“Our Courts, Our Fight” is a blog series documenting the harmful impact of President Trump’s judges on Americans’ rights and liberties and the need for the Senate to confirm President Biden’s federal court nominees to help counteract these effects . Supreme and appellate court cases in the series can be found by issue and by judge at this link.
Trump District Judge Michael Liburdi in Arizona joined other Trump judges and issued a preliminary injunction in that state against the Biden administration’s requirement that employees of federal contractors be vaccinated against COVID-19. The January 2022 ruling was in Brnovich v Biden.
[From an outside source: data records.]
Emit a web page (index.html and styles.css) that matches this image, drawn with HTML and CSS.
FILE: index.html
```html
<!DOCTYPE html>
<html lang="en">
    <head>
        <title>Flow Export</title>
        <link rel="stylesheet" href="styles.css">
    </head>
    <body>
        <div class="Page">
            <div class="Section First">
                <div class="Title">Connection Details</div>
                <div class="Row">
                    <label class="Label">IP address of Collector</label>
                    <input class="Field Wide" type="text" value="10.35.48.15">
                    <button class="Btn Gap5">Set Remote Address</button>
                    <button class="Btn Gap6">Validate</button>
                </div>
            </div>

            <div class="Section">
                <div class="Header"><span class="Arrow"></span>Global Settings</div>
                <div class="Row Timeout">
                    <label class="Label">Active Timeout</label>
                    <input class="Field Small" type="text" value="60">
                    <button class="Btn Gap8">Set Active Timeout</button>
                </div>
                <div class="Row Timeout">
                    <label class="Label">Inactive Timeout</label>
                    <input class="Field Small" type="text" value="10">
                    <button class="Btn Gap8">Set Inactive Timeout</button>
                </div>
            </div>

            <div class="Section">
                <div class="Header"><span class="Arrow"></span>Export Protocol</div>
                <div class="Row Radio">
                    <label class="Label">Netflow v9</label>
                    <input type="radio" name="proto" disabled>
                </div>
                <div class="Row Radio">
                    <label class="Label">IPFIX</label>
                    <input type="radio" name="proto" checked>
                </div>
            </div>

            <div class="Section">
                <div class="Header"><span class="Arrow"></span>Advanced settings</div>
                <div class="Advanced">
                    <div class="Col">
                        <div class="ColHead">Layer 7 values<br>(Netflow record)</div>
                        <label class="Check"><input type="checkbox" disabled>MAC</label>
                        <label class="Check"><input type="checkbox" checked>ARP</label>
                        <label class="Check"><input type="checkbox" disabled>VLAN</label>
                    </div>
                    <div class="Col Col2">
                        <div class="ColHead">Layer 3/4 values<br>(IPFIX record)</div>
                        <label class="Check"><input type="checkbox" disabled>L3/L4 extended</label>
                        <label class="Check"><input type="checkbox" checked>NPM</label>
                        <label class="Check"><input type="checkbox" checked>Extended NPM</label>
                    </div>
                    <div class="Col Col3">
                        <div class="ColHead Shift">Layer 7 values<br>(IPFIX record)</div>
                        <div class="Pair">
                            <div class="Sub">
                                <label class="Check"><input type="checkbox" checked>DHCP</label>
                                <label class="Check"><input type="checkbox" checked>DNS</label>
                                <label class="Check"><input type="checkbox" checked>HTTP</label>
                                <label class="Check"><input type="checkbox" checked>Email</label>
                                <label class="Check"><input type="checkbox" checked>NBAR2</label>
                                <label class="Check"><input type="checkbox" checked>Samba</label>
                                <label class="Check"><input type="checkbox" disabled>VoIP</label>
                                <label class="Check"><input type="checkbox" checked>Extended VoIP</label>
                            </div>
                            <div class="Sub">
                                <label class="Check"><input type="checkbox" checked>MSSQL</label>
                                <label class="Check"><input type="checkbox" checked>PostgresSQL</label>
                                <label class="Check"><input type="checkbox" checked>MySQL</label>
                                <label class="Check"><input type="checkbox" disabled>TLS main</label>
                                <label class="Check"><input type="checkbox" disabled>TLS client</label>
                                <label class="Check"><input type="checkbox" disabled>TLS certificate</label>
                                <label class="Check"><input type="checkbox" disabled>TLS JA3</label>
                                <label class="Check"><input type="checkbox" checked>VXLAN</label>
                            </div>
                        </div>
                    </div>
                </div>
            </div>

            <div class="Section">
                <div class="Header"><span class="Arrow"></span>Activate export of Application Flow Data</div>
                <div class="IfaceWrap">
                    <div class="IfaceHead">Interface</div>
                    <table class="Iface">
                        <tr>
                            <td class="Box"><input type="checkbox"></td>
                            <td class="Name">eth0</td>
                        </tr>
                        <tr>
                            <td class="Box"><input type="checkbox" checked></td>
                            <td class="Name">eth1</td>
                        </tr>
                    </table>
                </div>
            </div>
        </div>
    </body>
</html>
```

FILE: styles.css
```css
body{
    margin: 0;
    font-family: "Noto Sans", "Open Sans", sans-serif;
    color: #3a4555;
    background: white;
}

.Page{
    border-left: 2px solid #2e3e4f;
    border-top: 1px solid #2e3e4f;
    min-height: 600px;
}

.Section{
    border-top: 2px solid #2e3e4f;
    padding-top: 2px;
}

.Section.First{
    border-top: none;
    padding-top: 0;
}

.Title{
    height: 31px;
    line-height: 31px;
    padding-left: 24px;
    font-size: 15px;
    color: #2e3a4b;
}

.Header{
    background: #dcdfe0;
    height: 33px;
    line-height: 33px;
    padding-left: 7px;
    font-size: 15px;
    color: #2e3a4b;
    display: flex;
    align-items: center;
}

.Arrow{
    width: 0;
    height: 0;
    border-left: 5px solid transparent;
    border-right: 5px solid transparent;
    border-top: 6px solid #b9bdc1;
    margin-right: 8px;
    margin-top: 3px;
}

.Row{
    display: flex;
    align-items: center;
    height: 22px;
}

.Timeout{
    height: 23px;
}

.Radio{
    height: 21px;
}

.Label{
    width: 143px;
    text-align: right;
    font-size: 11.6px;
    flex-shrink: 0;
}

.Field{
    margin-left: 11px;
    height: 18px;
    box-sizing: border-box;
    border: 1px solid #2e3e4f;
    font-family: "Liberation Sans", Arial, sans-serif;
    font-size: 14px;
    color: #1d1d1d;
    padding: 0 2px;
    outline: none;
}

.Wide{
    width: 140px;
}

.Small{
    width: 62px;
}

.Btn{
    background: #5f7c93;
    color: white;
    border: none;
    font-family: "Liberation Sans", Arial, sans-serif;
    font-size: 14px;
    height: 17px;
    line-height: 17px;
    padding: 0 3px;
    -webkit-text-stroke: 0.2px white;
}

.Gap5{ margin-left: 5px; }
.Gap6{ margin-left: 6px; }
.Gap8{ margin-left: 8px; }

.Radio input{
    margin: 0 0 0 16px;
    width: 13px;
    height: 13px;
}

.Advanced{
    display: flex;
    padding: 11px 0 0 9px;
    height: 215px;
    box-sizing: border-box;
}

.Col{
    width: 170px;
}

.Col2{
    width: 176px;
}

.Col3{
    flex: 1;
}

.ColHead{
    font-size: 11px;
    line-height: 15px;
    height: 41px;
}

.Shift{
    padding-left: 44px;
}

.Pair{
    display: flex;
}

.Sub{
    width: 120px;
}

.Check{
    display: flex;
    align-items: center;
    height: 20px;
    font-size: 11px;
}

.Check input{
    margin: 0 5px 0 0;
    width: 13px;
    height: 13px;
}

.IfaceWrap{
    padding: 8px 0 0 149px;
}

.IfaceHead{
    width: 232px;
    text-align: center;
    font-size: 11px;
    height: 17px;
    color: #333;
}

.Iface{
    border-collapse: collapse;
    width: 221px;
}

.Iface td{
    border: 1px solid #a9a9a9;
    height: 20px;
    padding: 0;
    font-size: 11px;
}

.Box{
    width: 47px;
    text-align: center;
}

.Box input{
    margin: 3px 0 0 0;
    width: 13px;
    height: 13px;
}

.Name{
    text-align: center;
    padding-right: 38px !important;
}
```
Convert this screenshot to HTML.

As part of its efforts to combat the deadly COVID-19 pandemic, the Biden administration required that corporations and others who contract and do business with the federal government ensure that their workers on federal projects are vaccinated against COVID-19. The requirement applies specifically to new or modified contracts. As discussed earlier in this blog, corporations and Republican states filed a number of challenges to this rule, including one in Arizona by state Attorney General Mark Brnovich. Even though he recognized that a nationwide injunction against the contractor requirement is already under appeal, Trump judge Liburdi ruled that a preliminary injunction should issue against the requirement as applied to Arizona.
Liburdi’s arguments were similar to those in other Trump judge anti-vax decisions, and went even further in some respects. For example, he maintained that the justification for a vaccine requirement against the debilitating and deadly COVID-19 pandemic was no stronger than a claim that the President could mandate that “all federal contractor employees” must “refrain from consuming soda or eating fast food” because of a determination that “obesity, diabetes, and other health issues were linked to the consumption” of such food and drink. He maintained that the possible economic harm to the state and other contractors should be considered “irreparable” and rejected the federal government’s demonstrated concern that an injunction against the vaccine requirement will increase the “spread of COVID-19 among millions” of employees of “federal contractors, and the members of the public with whom they interact,” as well as hampering “the efficiency” and work of “the contractors on which the federal government depends.” Liburdi’s decision also contradicts the views of experts about the precedent and long “history of broad discretion” for the federal government to “impose requirements” on those who contract with it.
As with the requirements concerning vaccination of health care workers and employees of large businesses, the validity of the vaccination rules concerning federal contractors is likely to be resolved ultimately by the Supreme Court. In the meantime, this case provides yet another illustration of the continuing injury caused by the decisions of Trump judges and justices blocking vaccination requirements related to COVID-19. It is one more example of the importance, as part of our fight for our courts, of the Senate continuing to promptly confirm fair-minded judges who will fairly rule on the importance and validity of measures designed to protect Americans’ health and safety from the dangers of COVID-19.